I love my job! I get to learn new things all the time. For example, we all know that broccoli is good for us, but did you know that the different parts of the broccoli plant each make their own unique contribution to its overall nutritional value — and that nearly all parts of the plant are edible? Yes, even the leaves…
Nutritionally, the florets contain more beta-carotene than the stalks, but the leaves actually are a richer source of beta-carotene than either the stems or florets. The stems have a mild sweet flavor and are much higher in fiber than the florets. You’ll likely need to peel off the tough outer layer of the stems before cooking or eating, but it’s worth the extra 30 seconds this process takes!
My research into cooking broccoli leaves yielded some interesting information. While I didn’t find many “recipes,” there were quite a few blogs from folks in San Francisco, New York, Florida, and Australia with great suggestions on preparing the leaves.
One gal raved on about briefly boiling (3 minutes) the very large leaves and using them like she would to make stuffed cabbage. Another person finely chops the leaves and adds them to soups and sauces. Many commented on how they basically treat broccoli leaves like spinach, sautéing them with olive oil, shallots, etc. and serving them as a side dish or over pasta.

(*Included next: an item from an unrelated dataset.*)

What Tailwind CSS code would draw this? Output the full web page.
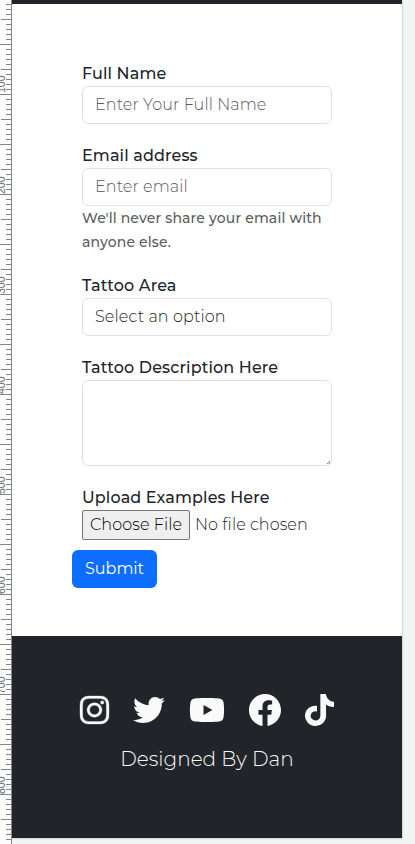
<!DOCTYPE html>
<html lang="en">
<head>
<meta charset="utf-8">
<meta name="viewport" content="width=device-width, initial-scale=1">
<title>Tattoo enquiry</title>
<script src="https://cdn.jsdelivr.net/npm/@tailwindcss/browser@4"></script>
</head>
<body class="flex h-[844px] w-[415px] overflow-hidden bg-[#f3f5f4] font-[Montserrat,Inter,sans-serif] text-base leading-6 text-[#212529]">
<svg class="h-[844px] w-3 shrink-0" viewBox="0 0 12 844" aria-hidden="true">
  <defs>
    <pattern id="ticks" width="12" height="50" patternUnits="userSpaceOnUse" y="-6">
      <path d="M0 0.5H12M6 5.5H12M6 10.5H12M6 15.5H12M6 20.5H12M1 25.5H12M6 30.5H12M6 35.5H12M6 40.5H12M6 45.5H12" stroke="#858585"/>
    </pattern>
  </defs>
  <rect width="12" height="844" fill="#fcfcfc"/>
  <rect y="4" width="12" height="840" fill="url(#ticks)"/>
  <path d="M11.5 0V844" stroke="#858585"/>
  <g fill="#666b70" font-family="Liberation Sans, sans-serif" font-size="10.5">
    <text transform="translate(5 93) rotate(-90)">100</text>
    <text transform="translate(5 194) rotate(-90)">200</text>
    <text transform="translate(5 294) rotate(-90)">300</text>
    <text transform="translate(5 394) rotate(-90)">400</text>
    <text transform="translate(5 494) rotate(-90)">500</text>
    <text transform="translate(5 594) rotate(-90)">600</text>
    <text transform="translate(5 694) rotate(-90)">700</text>
    <text transform="translate(5 794) rotate(-90)">800</text>
  </g>
</svg>
<div class="flex h-[838px] w-[390px] shrink-0 flex-col bg-white shadow-[1px_1px_1px_#d5d9d7]">
  <div class="h-1 shrink-0 bg-[#212529]"></div>
  <main class="h-[632px] shrink-0 px-[70px] pt-[58px]">
    <form>
      <div class="h-[82px]">
        <label for="name" class="block h-6 font-medium tracking-[0.13px]">Full Name</label>
        <input id="name" placeholder="Enter Your Full Name" class="block h-[38px] w-full rounded-md border border-[#dee2e6] px-3 pb-0.5 font-light tracking-[0.1px] placeholder:text-[#595c5f]">
      </div>
      <div class="h-[130px]">
        <label for="email" class="block h-6 font-medium tracking-[0.13px]">Email address</label>
        <input id="email" placeholder="Enter email" class="block h-[38px] w-full rounded-md border border-[#dee2e6] px-3 pb-0.5 font-light tracking-[0.1px] placeholder:text-[#595c5f]">
        <p class="text-sm leading-6 font-medium tracking-[0.15px] text-[#595c5f]"><span class="block whitespace-nowrap">We'll never share your email with</span><span class="block">anyone else.</span></p>
      </div>
      <div class="h-[82px]">
        <label for="area" class="block h-6 font-medium tracking-[0.13px]">Tattoo Area</label>
        <select id="area" class="block h-[38px] w-full appearance-none rounded-md border border-[#dee2e6] px-3 font-light tracking-[0.13px]"><option>Select an option</option></select>
      </div>
      <div class="h-[130px]">
        <label for="desc" class="block h-6 font-medium tracking-[0.13px]">Tattoo Description Here</label>
        <div class="relative">
          <textarea id="desc" class="block h-[86px] w-full resize-none rounded-md border border-[#dee2e6] px-3 py-1.5"></textarea>
          <svg class="absolute right-[2px] bottom-[2px] h-[3px] w-[3px]" viewBox="0 0 4 4" fill="none" stroke="#444" stroke-width=".9"><path d="M0 4L4 0M2.500 4L4 2.500"/></svg>
        </div>
      </div>
      <div class="h-[64px]">
        <span class="block h-6 font-medium tracking-[0.13px]">Upload Examples Here</span>
        <div class="flex h-[30px] items-center gap-[5px] font-light tracking-[0.08px] whitespace-nowrap">
          <button type="button" class="h-[30px] w-[108px] shrink-0 rounded-[2px] border border-[#767676] bg-[#efefef] tracking-[0.08px] text-black">Choose File</button>
          <span>No file chosen</span>
        </div>
      </div>
      <button type="button" class="-ml-[10px] h-[38px] w-[85px] rounded-md bg-[#0d6efd] text-white">Submit</button>
    </form>
  </main>
  <footer class="flex h-[202px] shrink-0 flex-col items-center bg-[#212529] pt-[58px] text-[#fafafa]">
    <div class="flex h-8 items-center gap-6">
      <svg class="h-8 w-[29px] overflow-visible" viewBox="0 0 448 512" preserveAspectRatio="none" fill="currentColor" stroke="currentColor" stroke-width="5"><path d="M224.1 141c-63.600 0-114.900 51.300-114.900 114.900s51.300 114.900 114.900 114.900S339 319.500 339 255.900 287.700 141 224.100 141zm0 189.600c-41.100 0-74.700-33.500-74.700-74.700s33.500-74.700 74.700-74.700 74.700 33.500 74.700 74.700-33.600 74.700-74.700 74.700zm146.400-194.300c0 14.900-12 26.800-26.800 26.800-14.900 0-26.800-12-26.800-26.800s12-26.800 26.800-26.800 26.800 12 26.800 26.800zm76.100 27.200c-1.700-35.900-9.900-67.700-36.200-93.900-26.200-26.200-58-34.400-93.900-36.200-37-2.100-147.900-2.100-184.900 0-35.800 1.700-67.600 9.900-93.900 36.100s-34.400 58-36.200 93.900c-2.100 37-2.100 147.900 0 184.900 1.700 35.900 9.900 67.700 36.200 93.900s58 34.400 93.900 36.200c37 2.100 147.900 2.100 184.900 0 35.900-1.700 67.700-9.900 93.900-36.200 26.200-26.200 34.400-58 36.200-93.900 2.100-37 2.100-147.800 0-184.800zM398.800 388c-7.800 19.600-22.900 34.700-42.600 42.600-29.500 11.700-99.500 9-132.100 9s-102.700 2.600-132.100-9c-19.600-7.800-34.700-22.900-42.600-42.600-11.700-29.500-9-99.500-9-132.100s-2.600-102.700 9-132.100c7.800-19.600 22.900-34.700 42.600-42.600 29.500-11.700 99.500-9 132.100-9s102.700-2.600 132.100 9c19.600 7.800 34.700 22.900 42.600 42.600 11.700 29.500 9 99.500 9 132.100s2.700 102.700-9 132.100z"/></svg>
      <svg class="h-8 w-8" viewBox="0 0 512 512" fill="currentColor"><path d="M459.370 151.716c.325 4.548.325 9.097.325 13.645 0 138.720-105.583 298.558-298.558 298.558-59.452 0-114.680-17.219-161.137-47.106 8.447.974 16.568 1.299 25.340 1.299 49.055 0 94.213-16.568 130.274-44.832-46.132-.975-84.792-31.188-98.112-72.772 6.498.974 12.995 1.624 19.818 1.624 9.421 0 18.843-1.300 27.614-3.573-48.081-9.747-84.143-51.980-84.143-102.985v-1.299c13.969 7.797 30.214 12.670 47.431 13.319-28.264-18.843-46.781-51.005-46.781-87.391 0-19.492 5.197-37.360 14.294-52.954 51.655 63.675 129.300 105.258 216.365 109.807-1.624-7.797-2.599-15.918-2.599-24.040 0-57.828 46.782-104.934 104.934-104.934 30.213 0 57.502 12.670 76.670 33.137 23.715-4.548 46.456-13.320 66.599-25.340-7.798 24.366-24.366 44.833-46.132 57.827 21.117-2.273 41.584-8.122 60.426-16.243-14.292 20.791-32.161 39.308-52.628 54.253z"/></svg>
      <svg class="h-8 w-9" viewBox="0 0 576 512" fill="currentColor"><path d="M549.655 124.083c-6.281-23.650-24.787-42.276-48.284-48.597C458.781 64 288 64 288 64S117.220 64 74.629 75.486c-23.497 6.322-42.003 24.947-48.284 48.597-11.412 42.867-11.412 132.305-11.412 132.305s0 89.438 11.412 132.305c6.281 23.650 24.787 41.500 48.284 47.821C117.220 448 288 448 288 448s170.780 0 213.371-11.486c23.497-6.321 42.003-24.171 48.284-47.821 11.412-42.867 11.412-132.305 11.412-132.305s0-89.438-11.412-132.305zm-317.510 213.508V175.185l142.739 81.205-142.739 81.201z"/></svg>
      <svg class="h-8 w-8" viewBox="0 0 16 16" fill="currentColor"><path d="M16 8.049c0-4.446-3.582-8.050-8-8.050C3.580 0-.002 3.603-.002 8.050c0 4.017 2.926 7.347 6.750 7.951v-5.625h-2.030V8.050H6.750V6.275c0-2.017 1.195-3.131 3.022-3.131.876 0 1.791.157 1.791.157v1.980h-1.009c-.993 0-1.303.621-1.303 1.258v1.510h2.218l-.354 2.326H9.250V16c3.824-.604 6.750-3.934 6.750-7.951z"/></svg>
      <svg class="h-8 w-[29px]" viewBox="0 0 448 512" preserveAspectRatio="none" fill="currentColor"><path d="M448 209.910a210.060 210.060 0 0 1-122.770-39.250v178.720A162.550 162.550 0 1 1 185 188.310v89.890a74.620 74.620 0 1 0 52.230 71.180V0h88a121.180 121.180 0 0 0 1.860 22.170A122.180 122.180 0 0 0 381 102.390a121.430 121.430 0 0 0 67 20.140z"/></svg>
    </div>
    <p class="mt-[18px] text-xl leading-[30px] font-light whitespace-nowrap">Designed By Dan</p>
  </footer>
</div>
</body>
</html>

The recipe I think I’ll try had them sautéed lightly and then topped with bacon bits and Parmesan cheese — similar to a hot spinach salad. Sounds yummy! If you get adventurous and discover a great way to use the leaves, please e-mail me at email@example.com. I’ve got lots of leaves in my garden!
Karen Donaldson, MS, RD, LD is a registered dietitian, personal trainer, and EFT (Emotional Freedom Technique) practitioner who specializes in helping people lose weight and keep it off. She can be reached at EXCEL Weight Loss Solutions at 233-0593.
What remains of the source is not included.